DIRECTIONS:
Reproduce each line of the material exactly, minus any picture.
** begin DATASET CONTENT **
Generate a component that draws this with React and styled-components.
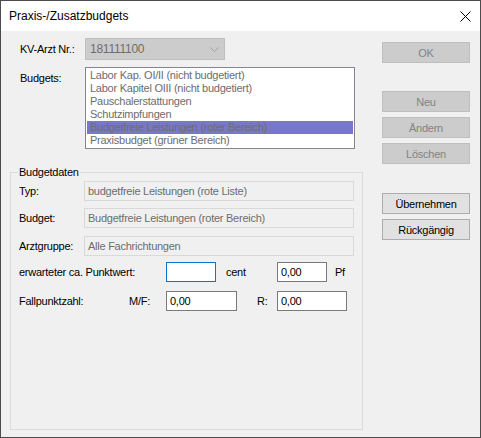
import React from 'react'
import styled, { createGlobalStyle } from 'styled-components'

const Global = createGlobalStyle`
  html, body { margin: 0; padding: 0; background: #fff; }
  * { box-sizing: border-box; }
  body { font-family: "Liberation Sans", Arial, sans-serif; font-size: 11px; color: #000; }
`

const Window = styled.div`
  width: 481px;
  height: 438px;
  border: 1px solid #4c4c4c;
  background: #f0f0f0;
  display: flex;
  flex-direction: column;
  letter-spacing: -0.25px;
`

const TitleBar = styled.div`
  height: 30px;
  background: #fff;
  display: flex;
  align-items: center;
  justify-content: space-between;
  padding: 0 9px 0 8px;
  font-size: 12px;
  letter-spacing: 0;
  color: #000;
`

const Body = styled.div`
  flex: 1;
  display: flex;
  gap: 19px;
  padding: 7px 10px 7px 9px;
`

const Left = styled.div`
  width: 353px;
  display: flex;
  flex-direction: column;
`

const Right = styled.div`
  width: 88px;
  display: flex;
  flex-direction: column;
`

const Row = styled.div`
  display: flex;
  align-items: ${p => p.$top ? 'flex-start' : 'center'};
  margin-top: ${p => p.$mt || 0}px;
  padding-left: ${p => p.$pl || 0}px;
`

const Label = styled.span`
  width: ${p => p.$w}px;
  flex: none;
  line-height: 13px;
  padding-top: ${p => p.$pt || 0}px;
  padding-left: ${p => p.$pl || 0}px;
  white-space: nowrap;
`

const Combo = styled.div`
  width: 140px;
  height: 22px;
  background: #cccccc;
  border: 1px solid #bfbfbf;
  color: #6d6d6d;
  display: flex;
  align-items: center;
  justify-content: space-between;
  padding: 0 5px 0 4px;
  font-size: 12px;
`

const ListBox = styled.div`
  width: 270px;
  height: 82px;
  background: #fff;
  border: 1px solid #82878f;
  padding: 1px;
`

const Item = styled.div`
  height: 13px;
  line-height: 13px;
  padding-left: 3px;
  color: #6d6d6d;
  white-space: nowrap;
  overflow: hidden;
  background: ${p => p.$sel ? '#7878c8' : 'transparent'};
`

const Group = styled.fieldset`
  flex: 1;
  margin: 17px 0 0 0;
  padding: 2px 8px 0 8px;
  border: 1px solid #dcdcdc;
  min-width: 0;
`

const Legend = styled.legend`
  padding: 0 1px;
  margin-left: -1px;
  line-height: 13px;
  font-size: 11px;
`

const Field = styled.div`
  width: 270px;
  height: 20px;
  border: 1px solid #d9d9d9;
  background: #f0f0f0;
  color: #6d6d6d;
  line-height: 18px;
  padding-left: 3px;
  white-space: nowrap;
  overflow: hidden;
`

const Input = styled.div`
  width: ${p => p.$w}px;
  height: 20px;
  border: 1px solid ${p => p.$focus ? '#0078d7' : '#7a7a7a'};
  background: #fff;
  line-height: 18px;
  padding-left: 3px;
  flex: none;
`

const Button = styled.div`
  height: 21px;
  margin-top: ${p => p.$mt || 0}px;
  border: 1px solid ${p => p.$off ? '#bfbfbf' : '#adadad'};
  background: ${p => p.$off ? '#cccccc' : '#e1e1e1'};
  color: ${p => p.$off ? '#838383' : '#000'};
  display: flex;
  align-items: center;
  justify-content: center;
  font-size: 11px;
`

const items = [
  'Labor Kap. OI/II (nicht budgetiert)',
  'Labor Kapitel OIII (nicht budgetiert)',
  'Pauschalerstattungen',
  'Schutzimpfungen',
  'Budgetfreie Leistungen (roter Bereich)',
  'Praxisbudget (grüner Bereich)',
]

export default function App() {
  return (
    <>
      <Global />
      <Window>
        <TitleBar>
          <span>Praxis-/Zusatzbudgets</span>
          <svg width="11" height="11" viewBox="0 0 11 11">
            <path d="M0.5 0.5 L10.5 10.5 M10.5 0.5 L0.5 10.5" stroke="#000" strokeWidth="1" />
          </svg>
        </TitleBar>
        <Body>
          <Left>
            <Row $pl={10}>
              <Label $w={65}>KV-Arzt Nr.:</Label>
              <Combo>
                <span>181111100</span>
                <svg width="9" height="5" viewBox="0 0 9 5">
                  <path d="M0.5 0.5 L4.5 4.5 L8.5 0.5" stroke="#a2a2a2" fill="none" />
                </svg>
              </Combo>
            </Row>
            <Row $top $mt={7} $pl={10}>
              <Label $w={65} $pt={5}>Budgets:</Label>
              <ListBox>
                {items.map((t, i) => (
                  <Item key={t} $sel={i === 4}>{t}</Item>
                ))}
              </ListBox>
            </Row>
            <Group>
              <Legend>Budgetdaten</Legend>
              <Row>
                <Label $w={65}>Typ:</Label>
                <Field>budgetfreie Leistungen (rote Liste)</Field>
              </Row>
              <Row $mt={7}>
                <Label $w={65}>Budget:</Label>
                <Field>Budgetfreie Leistungen (roter Bereich)</Field>
              </Row>
              <Row $mt={8}>
                <Label $w={65}>Arztgruppe:</Label>
                <Field>Alle Fachrichtungen</Field>
              </Row>
              <Row $mt={6}>
                <Label $w={147}>erwarteter ca. Punktwert:</Label>
                <Input $w={50} $focus />
                <Label $w={61} $pl={10}>cent</Label>
                <Input $w={50}>0,00</Input>
                <Label $w={28} $pl={8}>Pf</Label>
              </Row>
              <Row $mt={9}>
                <Label $w={110}>Fallpunktzahl:</Label>
                <Label $w={37}>M/F:</Label>
                <Input $w={71}>0,00</Input>
                <Label $w={40} $pl={20}>R:</Label>
                <Input $w={70}>0,00</Input>
              </Row>
            </Group>
          </Left>
          <Right>
            <Button $off $mt={4}>OK</Button>
            <Button $off $mt={28}>Neu</Button>
            <Button $off $mt={5}>Ändern</Button>
            <Button $off $mt={5}>Löschen</Button>
            <Button $mt={29}>Übernehmen</Button>
            <Button $mt={5}>Rückgängig</Button>
          </Right>
        </Body>
      </Window>
    </>
  )
}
** end DATASET CONTENT **
SOLUTION TO THIS PROBLEM:
Generate a component that draws this with React and styled-components.
import React from 'react'
import styled, { createGlobalStyle } from 'styled-components'

const Global = createGlobalStyle`
  html, body { margin: 0; padding: 0; background: #fff; }
  * { box-sizing: border-box; }
  body { font-family: "Liberation Sans", Arial, sans-serif; font-size: 11px; color: #000; }
`

const Window = styled.div`
  width: 481px;
  height: 438px;
  border: 1px solid #4c4c4c;
  background: #f0f0f0;
  display: flex;
  flex-direction: column;
  letter-spacing: -0.25px;
`

const TitleBar = styled.div`
  height: 30px;
  background: #fff;
  display: flex;
  align-items: center;
  justify-content: space-between;
  padding: 0 9px 0 8px;
  font-size: 12px;
  letter-spacing: 0;
  color: #000;
`

const Body = styled.div`
  flex: 1;
  display: flex;
  gap: 19px;
  padding: 7px 10px 7px 9px;
`

const Left = styled.div`
  width: 353px;
  display: flex;
  flex-direction: column;
`

const Right = styled.div`
  width: 88px;
  display: flex;
  flex-direction: column;
`

const Row = styled.div`
  display: flex;
  align-items: ${p => p.$top ? 'flex-start' : 'center'};
  margin-top: ${p => p.$mt || 0}px;
  padding-left: ${p => p.$pl || 0}px;
`

const Label = styled.span`
  width: ${p => p.$w}px;
  flex: none;
  line-height: 13px;
  padding-top: ${p => p.$pt || 0}px;
  padding-left: ${p => p.$pl || 0}px;
  white-space: nowrap;
`

const Combo = styled.div`
  width: 140px;
  height: 22px;
  background: #cccccc;
  border: 1px solid #bfbfbf;
  color: #6d6d6d;
  display: flex;
  align-items: center;
  justify-content: space-between;
  padding: 0 5px 0 4px;
  font-size: 12px;
`

const ListBox = styled.div`
  width: 270px;
  height: 82px;
  background: #fff;
  border: 1px solid #82878f;
  padding: 1px;
`

const Item = styled.div`
  height: 13px;
  line-height: 13px;
  padding-left: 3px;
  color: #6d6d6d;
  white-space: nowrap;
  overflow: hidden;
  background: ${p => p.$sel ? '#7878c8' : 'transparent'};
`

const Group = styled.fieldset`
  flex: 1;
  margin: 17px 0 0 0;
  padding: 2px 8px 0 8px;
  border: 1px solid #dcdcdc;
  min-width: 0;
`

const Legend = styled.legend`
  padding: 0 1px;
  margin-left: -1px;
  line-height: 13px;
  font-size: 11px;
`

const Field = styled.div`
  width: 270px;
  height: 20px;
  border: 1px solid #d9d9d9;
  background: #f0f0f0;
  color: #6d6d6d;
  line-height: 18px;
  padding-left: 3px;
  white-space: nowrap;
  overflow: hidden;
`

const Input = styled.div`
  width: ${p => p.$w}px;
  height: 20px;
  border: 1px solid ${p => p.$focus ? '#0078d7' : '#7a7a7a'};
  background: #fff;
  line-height: 18px;
  padding-left: 3px;
  flex: none;
`

const Button = styled.div`
  height: 21px;
  margin-top: ${p => p.$mt || 0}px;
  border: 1px solid ${p => p.$off ? '#bfbfbf' : '#adadad'};
  background: ${p => p.$off ? '#cccccc' : '#e1e1e1'};
  color: ${p => p.$off ? '#838383' : '#000'};
  display: flex;
  align-items: center;
  justify-content: center;
  font-size: 11px;
`

const items = [
  'Labor Kap. OI/II (nicht budgetiert)',
  'Labor Kapitel OIII (nicht budgetiert)',
  'Pauschalerstattungen',
  'Schutzimpfungen',
  'Budgetfreie Leistungen (roter Bereich)',
  'Praxisbudget (grüner Bereich)',
]

export default function App() {
  return (
    <>
      <Global />
      <Window>
        <TitleBar>
          <span>Praxis-/Zusatzbudgets</span>
          <svg width="11" height="11" viewBox="0 0 11 11">
            <path d="M0.5 0.5 L10.5 10.5 M10.5 0.5 L0.5 10.5" stroke="#000" strokeWidth="1" />
          </svg>
        </TitleBar>
        <Body>
          <Left>
            <Row $pl={10}>
              <Label $w={65}>KV-Arzt Nr.:</Label>
              <Combo>
                <span>181111100</span>
                <svg width="9" height="5" viewBox="0 0 9 5">
                  <path d="M0.5 0.5 L4.5 4.5 L8.5 0.5" stroke="#a2a2a2" fill="none" />
                </svg>
              </Combo>
            </Row>
            <Row $top $mt={7} $pl={10}>
              <Label $w={65} $pt={5}>Budgets:</Label>
              <ListBox>
                {items.map((t, i) => (
                  <Item key={t} $sel={i === 4}>{t}</Item>
                ))}
              </ListBox>
            </Row>
            <Group>
              <Legend>Budgetdaten</Legend>
              <Row>
                <Label $w={65}>Typ:</Label>
                <Field>budgetfreie Leistungen (rote Liste)</Field>
              </Row>
              <Row $mt={7}>
                <Label $w={65}>Budget:</Label>
                <Field>Budgetfreie Leistungen (roter Bereich)</Field>
              </Row>
              <Row $mt={8}>
                <Label $w={65}>Arztgruppe:</Label>
                <Field>Alle Fachrichtungen</Field>
              </Row>
              <Row $mt={6}>
                <Label $w={147}>erwarteter ca. Punktwert:</Label>
                <Input $w={50} $focus />
                <Label $w={61} $pl={10}>cent</Label>
                <Input $w={50}>0,00</Input>
                <Label $w={28} $pl={8}>Pf</Label>
              </Row>
              <Row $mt={9}>
                <Label $w={110}>Fallpunktzahl:</Label>
                <Label $w={37}>M/F:</Label>
                <Input $w={71}>0,00</Input>
                <Label $w={40} $pl={20}>R:</Label>
                <Input $w={70}>0,00</Input>
              </Row>
            </Group>
          </Left>
          <Right>
            <Button $off $mt={4}>OK</Button>
            <Button $off $mt={28}>Neu</Button>
            <Button $off $mt={5}>Ändern</Button>
            <Button $off $mt={5}>Löschen</Button>
            <Button $mt={29}>Übernehmen</Button>
            <Button $mt={5}>Rückgängig</Button>
          </Right>
        </Body>
      </Window>
    </>
  )
}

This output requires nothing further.